By Leika Kihara
TOKYO (Reuters) -Bank of Japan Governor Kazuo Ueda said the central bank will scrutinise various data ahead its rate review next month, and “seriously” take into account the impact yen moves could have on the economic and price outlook.
In an appearance closely watched by markets for clues on whether the BOJ could hike interest rates next month, Ueda said the central bank will reach a decision “meeting by meeting” on the basis of information that becomes available.
“There’s still a month to go” until the BOJ’s next meeting in December, Ueda said. “Vast amount of data and information will become available between now and then,” he said on Thursday at an Europlace Financial Forum in Tokyo.
The remarks, which followed those on Monday highlighting Japan’s progress in achieving wages-driven inflation, caused a jump in the yen and Japanese bond yields as markets interpreted them as signalling the chance of a rate hike next month.
The yen’s renewed declines, which push up import costs and inflation, have already led some market players to bet the BOJ could hike rates as soon as its Dec. 18-19 policy meeting.
“We do seriously take into account exchange-rate movements in forming our economic and inflation outlook including the question of what’s causing the exchange-rate changes that are taking place at the moment,” Ueda said, when asked about the impact of currency moves.
The dollar fell 0.47% to 154.65 yen and the yield on the 5-year Japanese government bond (JGB) rose 4 basis points to 0.75%, the highest since June 2009, after the remarks.
Ueda did not make remarks on monetary policy in a prepared speech delivered at the forum, which focused on how technological innovation could create financial system risks.
The BOJ ended negative interest rates in March and raised its short-term policy rate to 0.25% in July on the view Japan was on the cusp of durably achieving its 2% inflation target.
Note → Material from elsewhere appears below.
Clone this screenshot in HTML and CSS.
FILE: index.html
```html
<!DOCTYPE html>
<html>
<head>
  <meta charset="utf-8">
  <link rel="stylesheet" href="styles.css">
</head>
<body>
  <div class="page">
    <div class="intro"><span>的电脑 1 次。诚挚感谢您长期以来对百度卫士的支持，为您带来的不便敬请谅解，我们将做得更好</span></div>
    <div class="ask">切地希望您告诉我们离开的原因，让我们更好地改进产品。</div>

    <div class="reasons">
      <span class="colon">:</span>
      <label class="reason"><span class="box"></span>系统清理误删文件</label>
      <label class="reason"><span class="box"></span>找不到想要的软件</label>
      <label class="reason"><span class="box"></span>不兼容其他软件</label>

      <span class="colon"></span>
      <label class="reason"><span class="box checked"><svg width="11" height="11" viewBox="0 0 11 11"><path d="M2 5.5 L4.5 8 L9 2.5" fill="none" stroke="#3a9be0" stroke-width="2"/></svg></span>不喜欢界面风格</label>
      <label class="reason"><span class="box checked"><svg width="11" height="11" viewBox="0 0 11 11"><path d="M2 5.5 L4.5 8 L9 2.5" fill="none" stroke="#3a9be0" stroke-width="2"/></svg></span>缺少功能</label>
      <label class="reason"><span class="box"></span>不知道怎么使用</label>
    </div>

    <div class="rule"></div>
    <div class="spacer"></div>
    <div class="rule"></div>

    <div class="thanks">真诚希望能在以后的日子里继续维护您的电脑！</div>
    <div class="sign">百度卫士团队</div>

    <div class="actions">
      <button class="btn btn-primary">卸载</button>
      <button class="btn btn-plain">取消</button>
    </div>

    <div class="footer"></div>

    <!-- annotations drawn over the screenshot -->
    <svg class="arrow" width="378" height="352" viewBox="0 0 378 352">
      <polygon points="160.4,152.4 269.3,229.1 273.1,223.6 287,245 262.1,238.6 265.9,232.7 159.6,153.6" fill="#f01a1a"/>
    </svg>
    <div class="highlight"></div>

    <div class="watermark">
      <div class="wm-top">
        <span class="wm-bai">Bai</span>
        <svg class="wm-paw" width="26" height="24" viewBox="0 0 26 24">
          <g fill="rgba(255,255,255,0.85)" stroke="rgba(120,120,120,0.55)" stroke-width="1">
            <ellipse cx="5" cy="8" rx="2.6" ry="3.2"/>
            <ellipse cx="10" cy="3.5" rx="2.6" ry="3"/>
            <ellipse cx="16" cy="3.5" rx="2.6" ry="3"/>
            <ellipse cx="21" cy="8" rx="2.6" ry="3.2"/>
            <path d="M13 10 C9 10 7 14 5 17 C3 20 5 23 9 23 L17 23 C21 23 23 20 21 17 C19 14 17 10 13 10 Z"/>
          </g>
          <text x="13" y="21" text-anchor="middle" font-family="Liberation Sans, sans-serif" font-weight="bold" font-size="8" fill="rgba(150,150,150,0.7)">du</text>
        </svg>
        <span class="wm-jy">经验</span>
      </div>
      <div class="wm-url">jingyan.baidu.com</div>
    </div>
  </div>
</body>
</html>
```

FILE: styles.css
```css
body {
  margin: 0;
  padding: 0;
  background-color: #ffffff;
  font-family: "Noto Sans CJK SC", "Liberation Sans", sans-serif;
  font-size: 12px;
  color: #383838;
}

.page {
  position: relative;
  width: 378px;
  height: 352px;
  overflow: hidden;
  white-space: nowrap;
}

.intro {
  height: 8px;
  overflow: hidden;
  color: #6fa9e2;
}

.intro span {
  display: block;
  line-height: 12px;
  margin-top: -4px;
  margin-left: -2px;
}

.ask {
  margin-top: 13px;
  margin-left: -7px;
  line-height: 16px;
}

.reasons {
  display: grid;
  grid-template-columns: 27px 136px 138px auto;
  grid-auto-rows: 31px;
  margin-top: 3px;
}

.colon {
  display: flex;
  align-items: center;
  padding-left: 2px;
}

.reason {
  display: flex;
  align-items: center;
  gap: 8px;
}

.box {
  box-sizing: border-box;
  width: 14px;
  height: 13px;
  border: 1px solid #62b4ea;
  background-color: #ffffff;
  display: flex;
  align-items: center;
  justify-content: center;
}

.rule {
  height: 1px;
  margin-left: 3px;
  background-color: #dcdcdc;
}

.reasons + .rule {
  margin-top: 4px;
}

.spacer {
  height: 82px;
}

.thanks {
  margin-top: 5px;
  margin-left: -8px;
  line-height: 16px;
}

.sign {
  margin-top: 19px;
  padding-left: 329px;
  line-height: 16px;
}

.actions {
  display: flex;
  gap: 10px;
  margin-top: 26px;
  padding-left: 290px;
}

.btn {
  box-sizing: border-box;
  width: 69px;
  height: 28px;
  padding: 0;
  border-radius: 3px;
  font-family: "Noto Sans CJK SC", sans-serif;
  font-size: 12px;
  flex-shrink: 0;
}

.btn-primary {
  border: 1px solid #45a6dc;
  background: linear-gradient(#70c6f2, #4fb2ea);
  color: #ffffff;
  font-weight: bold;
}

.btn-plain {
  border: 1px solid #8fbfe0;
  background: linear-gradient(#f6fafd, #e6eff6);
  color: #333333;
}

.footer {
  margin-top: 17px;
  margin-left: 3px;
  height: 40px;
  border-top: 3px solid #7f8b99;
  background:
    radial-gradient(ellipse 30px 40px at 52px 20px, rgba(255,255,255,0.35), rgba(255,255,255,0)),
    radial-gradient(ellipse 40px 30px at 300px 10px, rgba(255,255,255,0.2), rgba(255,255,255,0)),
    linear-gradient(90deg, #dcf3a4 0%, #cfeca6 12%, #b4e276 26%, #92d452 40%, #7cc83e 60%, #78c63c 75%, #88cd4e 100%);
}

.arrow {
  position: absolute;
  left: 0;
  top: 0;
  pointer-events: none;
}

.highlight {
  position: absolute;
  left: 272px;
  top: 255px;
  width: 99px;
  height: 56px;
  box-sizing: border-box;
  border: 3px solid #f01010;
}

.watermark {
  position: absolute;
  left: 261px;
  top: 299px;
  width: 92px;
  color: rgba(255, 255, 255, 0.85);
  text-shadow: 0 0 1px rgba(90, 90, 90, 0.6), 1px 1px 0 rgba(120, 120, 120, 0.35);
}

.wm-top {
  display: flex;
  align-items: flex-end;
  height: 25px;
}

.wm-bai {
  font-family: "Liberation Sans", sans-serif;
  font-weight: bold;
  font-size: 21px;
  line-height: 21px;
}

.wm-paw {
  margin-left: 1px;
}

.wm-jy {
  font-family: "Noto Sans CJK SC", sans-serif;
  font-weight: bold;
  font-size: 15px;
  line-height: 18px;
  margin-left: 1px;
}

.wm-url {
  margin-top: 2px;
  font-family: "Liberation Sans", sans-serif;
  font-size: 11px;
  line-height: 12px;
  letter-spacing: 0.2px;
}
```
Ueda has signalled the bank’s readiness to raise rates again if the economy and prices move in line with its forecast.
The weak yen was among the factors that led to the BOJ’s decision to raise interest rates in July. Since then, analysts see yen moves as a key trigger for further rate hikes.
The dollar’s recent rally, caused in part by market expectations that U.S. President-elect Donald Trump’s proposed inflationary policies could prevent the Federal Reserve from cutting rates too much, has pressured the yen lower.
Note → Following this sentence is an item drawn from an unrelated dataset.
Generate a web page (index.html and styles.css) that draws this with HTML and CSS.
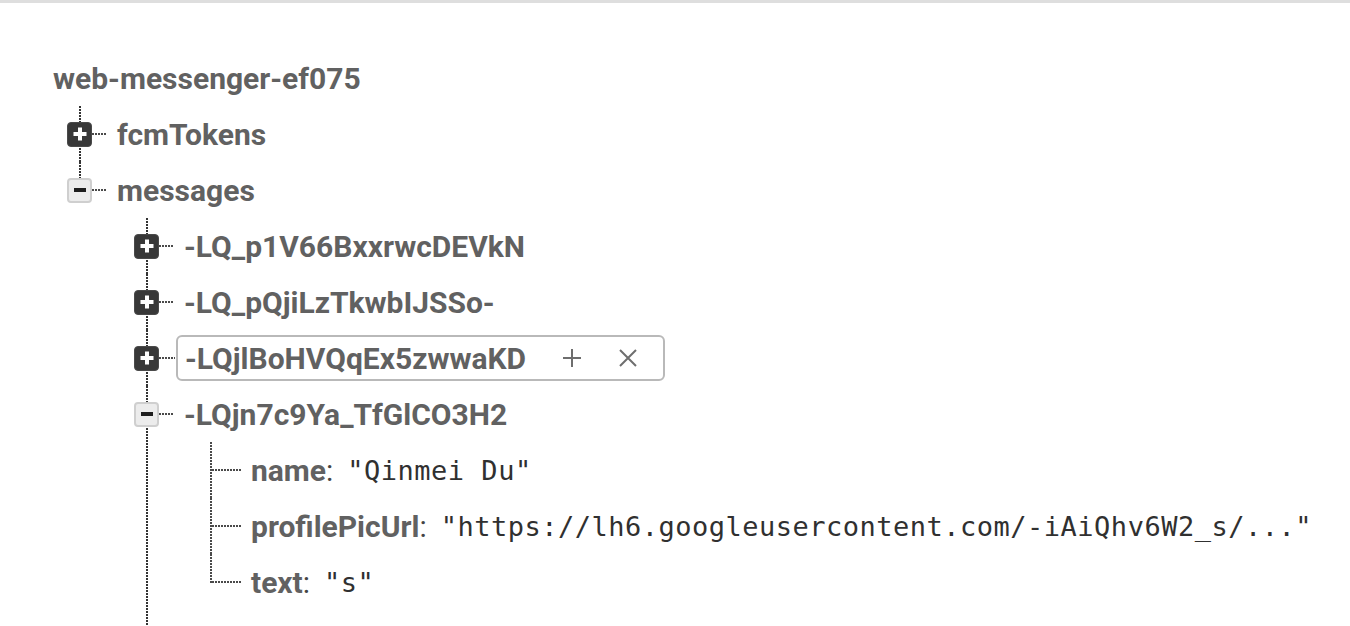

Ueda said it was too hard to predict how Trump’s policies could affect Japan’s economy.
“As soon as the new administration announces new set of policies, we would like to incorporate into our economic outlook,” Ueda said.
A Reuters poll conducted on Oct. 3-11 showed a slim majority of economists projecting the BOJ to forgo raising rates this year, although nearly 90% expect rates to increase by March.